Hint: There's an operator we've used before in this module which let's you test to see if a value is contained in a given sequence. If you can't find it or remember it there's always the trusty for loop

In [29]:
is_valid_solution1 = "grass"
is_valid_solution2 = "aiyee"

# Your code goes here

### Exercise 5: Print all the words that start with "sh"

This one is the first exercise which has a bit of practical value for you. If you have a word that starts with a green 'sh', this will let you see what they are

In [30]:
### Your code goes here

### Aside about comparing more than just one letter

Slicing a list is something which goes handing in hand with indexing but we have not touched on it yet. If you remember, slicing is a way to return a subset of a list. This can make a problem like the one above easier

In [31]:
to_slice = "shell"

print(to_slice[0:1])
print(to_slice[0:2])
print(to_slice[:2])
print()
print(to_slice[2:5])
print(to_slice[2:])

s
sh
sh

ell
ell


Play around with the indicies above and try and get a feel for it! What happens if the starting index is after the ending index? What happens if the starting index is negative and you don't provide an ending index? Can you use two negative indexes? Can you use negative indexes to the the last two characters of the word?

As a refresher, the slicing syntax appears inside the indexing operator and instructs python to return a subset of the list where the number before the colon is the starting index and the number after the colon is where python goes up to but doesn't include. If the starting number is left out, that means start from the beginning and go to the ending index. If the ending index is left out that means start at the starting index and go to the end. If they are both left out, it returns a copy of the list from the beginning to the end. Not the most useful thing but possible.

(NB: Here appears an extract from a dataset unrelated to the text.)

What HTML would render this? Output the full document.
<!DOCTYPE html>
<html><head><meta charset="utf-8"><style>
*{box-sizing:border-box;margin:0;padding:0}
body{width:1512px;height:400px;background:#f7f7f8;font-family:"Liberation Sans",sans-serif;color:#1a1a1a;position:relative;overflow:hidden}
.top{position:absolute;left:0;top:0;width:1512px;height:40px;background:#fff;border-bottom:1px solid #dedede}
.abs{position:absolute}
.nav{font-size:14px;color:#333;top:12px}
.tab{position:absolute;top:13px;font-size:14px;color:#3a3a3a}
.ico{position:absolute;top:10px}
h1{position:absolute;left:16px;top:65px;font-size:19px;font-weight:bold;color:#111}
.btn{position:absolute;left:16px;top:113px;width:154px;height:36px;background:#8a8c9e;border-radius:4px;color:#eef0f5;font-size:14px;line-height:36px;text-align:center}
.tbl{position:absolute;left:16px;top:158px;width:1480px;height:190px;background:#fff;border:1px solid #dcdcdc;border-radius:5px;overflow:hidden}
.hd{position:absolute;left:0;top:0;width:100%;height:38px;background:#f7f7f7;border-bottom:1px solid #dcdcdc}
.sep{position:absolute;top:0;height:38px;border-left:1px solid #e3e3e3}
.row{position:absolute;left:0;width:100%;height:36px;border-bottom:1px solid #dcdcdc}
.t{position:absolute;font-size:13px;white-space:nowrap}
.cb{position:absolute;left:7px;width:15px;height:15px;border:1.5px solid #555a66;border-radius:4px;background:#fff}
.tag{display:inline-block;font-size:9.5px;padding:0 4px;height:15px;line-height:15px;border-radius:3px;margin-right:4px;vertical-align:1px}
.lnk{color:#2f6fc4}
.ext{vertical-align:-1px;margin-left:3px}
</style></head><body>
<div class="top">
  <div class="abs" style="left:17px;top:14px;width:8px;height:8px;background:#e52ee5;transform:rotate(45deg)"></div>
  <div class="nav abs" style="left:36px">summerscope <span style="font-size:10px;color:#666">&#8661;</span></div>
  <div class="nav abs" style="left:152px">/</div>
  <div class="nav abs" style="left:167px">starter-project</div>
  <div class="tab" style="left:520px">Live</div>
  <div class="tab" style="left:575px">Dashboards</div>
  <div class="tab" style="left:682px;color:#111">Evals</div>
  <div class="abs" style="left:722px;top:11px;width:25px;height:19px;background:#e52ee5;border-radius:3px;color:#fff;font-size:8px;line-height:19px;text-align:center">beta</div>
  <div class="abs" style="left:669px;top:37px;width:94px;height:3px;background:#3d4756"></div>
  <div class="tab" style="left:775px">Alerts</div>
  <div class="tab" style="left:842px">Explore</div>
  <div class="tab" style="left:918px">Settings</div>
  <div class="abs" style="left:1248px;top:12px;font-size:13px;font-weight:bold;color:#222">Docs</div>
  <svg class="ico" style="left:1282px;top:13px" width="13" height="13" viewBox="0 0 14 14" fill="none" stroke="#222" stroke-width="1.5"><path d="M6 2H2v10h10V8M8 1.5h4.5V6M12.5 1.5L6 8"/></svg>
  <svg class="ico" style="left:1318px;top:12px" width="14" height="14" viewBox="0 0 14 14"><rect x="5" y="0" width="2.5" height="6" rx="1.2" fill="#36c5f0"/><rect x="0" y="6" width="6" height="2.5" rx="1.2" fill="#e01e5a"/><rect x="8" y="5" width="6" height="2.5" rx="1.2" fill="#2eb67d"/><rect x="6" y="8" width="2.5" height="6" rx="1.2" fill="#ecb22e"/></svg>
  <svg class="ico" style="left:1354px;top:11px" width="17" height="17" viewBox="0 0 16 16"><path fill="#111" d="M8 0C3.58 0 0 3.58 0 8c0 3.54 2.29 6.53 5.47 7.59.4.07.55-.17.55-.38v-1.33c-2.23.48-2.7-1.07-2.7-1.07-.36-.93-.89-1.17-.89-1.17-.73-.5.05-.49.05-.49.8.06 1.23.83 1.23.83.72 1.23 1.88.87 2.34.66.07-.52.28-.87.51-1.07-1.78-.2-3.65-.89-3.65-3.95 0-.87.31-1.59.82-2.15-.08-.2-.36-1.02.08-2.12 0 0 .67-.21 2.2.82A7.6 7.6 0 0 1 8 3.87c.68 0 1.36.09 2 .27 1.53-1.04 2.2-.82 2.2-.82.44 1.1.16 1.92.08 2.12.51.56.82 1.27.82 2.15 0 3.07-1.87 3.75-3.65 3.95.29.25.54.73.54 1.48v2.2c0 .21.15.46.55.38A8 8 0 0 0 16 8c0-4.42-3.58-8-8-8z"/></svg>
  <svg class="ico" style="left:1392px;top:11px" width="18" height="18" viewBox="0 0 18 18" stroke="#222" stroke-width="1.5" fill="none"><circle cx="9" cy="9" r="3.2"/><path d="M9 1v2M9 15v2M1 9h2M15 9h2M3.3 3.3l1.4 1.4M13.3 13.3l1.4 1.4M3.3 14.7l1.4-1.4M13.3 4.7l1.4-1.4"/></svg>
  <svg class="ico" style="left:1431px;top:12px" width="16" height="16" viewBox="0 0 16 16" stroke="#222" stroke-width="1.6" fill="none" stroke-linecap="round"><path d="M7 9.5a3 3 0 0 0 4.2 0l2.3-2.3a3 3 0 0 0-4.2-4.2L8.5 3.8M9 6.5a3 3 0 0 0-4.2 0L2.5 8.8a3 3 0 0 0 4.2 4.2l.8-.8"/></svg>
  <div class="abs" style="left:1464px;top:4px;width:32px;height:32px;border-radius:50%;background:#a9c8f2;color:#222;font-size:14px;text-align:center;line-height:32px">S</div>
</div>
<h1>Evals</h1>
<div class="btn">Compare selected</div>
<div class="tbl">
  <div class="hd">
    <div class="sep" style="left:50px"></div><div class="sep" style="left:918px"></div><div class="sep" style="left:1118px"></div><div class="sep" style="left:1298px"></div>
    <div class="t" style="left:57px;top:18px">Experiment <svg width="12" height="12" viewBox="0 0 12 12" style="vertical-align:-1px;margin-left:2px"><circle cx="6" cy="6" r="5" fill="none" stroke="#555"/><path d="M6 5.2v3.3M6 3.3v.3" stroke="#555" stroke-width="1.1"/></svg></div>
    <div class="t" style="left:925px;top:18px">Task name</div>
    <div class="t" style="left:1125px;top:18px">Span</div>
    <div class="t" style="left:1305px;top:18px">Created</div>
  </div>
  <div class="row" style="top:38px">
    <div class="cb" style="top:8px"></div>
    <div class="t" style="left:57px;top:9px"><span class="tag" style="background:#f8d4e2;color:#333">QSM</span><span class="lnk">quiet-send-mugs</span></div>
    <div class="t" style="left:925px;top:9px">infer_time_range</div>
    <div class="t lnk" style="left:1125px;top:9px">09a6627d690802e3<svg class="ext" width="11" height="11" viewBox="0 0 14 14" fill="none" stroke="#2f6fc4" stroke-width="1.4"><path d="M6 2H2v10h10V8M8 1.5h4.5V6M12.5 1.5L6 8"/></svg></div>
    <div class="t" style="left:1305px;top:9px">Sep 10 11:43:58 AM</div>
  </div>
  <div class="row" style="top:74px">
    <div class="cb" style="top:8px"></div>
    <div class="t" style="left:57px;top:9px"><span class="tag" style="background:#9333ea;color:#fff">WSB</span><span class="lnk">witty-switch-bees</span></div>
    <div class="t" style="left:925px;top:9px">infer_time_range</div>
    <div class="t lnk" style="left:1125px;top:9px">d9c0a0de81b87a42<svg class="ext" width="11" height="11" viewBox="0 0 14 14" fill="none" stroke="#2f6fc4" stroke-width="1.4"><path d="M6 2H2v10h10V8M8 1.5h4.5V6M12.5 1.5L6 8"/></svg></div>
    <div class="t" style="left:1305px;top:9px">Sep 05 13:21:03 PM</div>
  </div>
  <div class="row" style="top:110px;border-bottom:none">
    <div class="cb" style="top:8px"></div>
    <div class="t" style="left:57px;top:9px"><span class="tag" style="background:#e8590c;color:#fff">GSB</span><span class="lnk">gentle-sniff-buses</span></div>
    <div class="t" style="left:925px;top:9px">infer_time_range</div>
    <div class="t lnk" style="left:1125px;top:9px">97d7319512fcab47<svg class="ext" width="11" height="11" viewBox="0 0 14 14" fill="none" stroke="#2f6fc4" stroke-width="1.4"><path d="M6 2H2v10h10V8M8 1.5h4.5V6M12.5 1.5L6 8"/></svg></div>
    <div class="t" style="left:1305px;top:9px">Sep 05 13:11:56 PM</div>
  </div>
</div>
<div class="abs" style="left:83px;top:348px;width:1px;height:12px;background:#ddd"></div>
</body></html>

The reason I bring all of this up is because of the previous exercise. An easy way to get the first two letters is with slicing. Take a look at the solution to Exercise 5 below:

In [32]:
for solution in valid_solutions:
    if solution[:3] == "sha":
        print(solution)

shack
shade
shady
shaft
shake
shaky
shale
shall
shalt
shame
shank
shape
shard
share
shark
sharp
shave
shawl


The alternative would be writing a much larger if statement with and and explicit indexing. This is a fairly compact and readable solution, so long as the reader understands slicing syntax.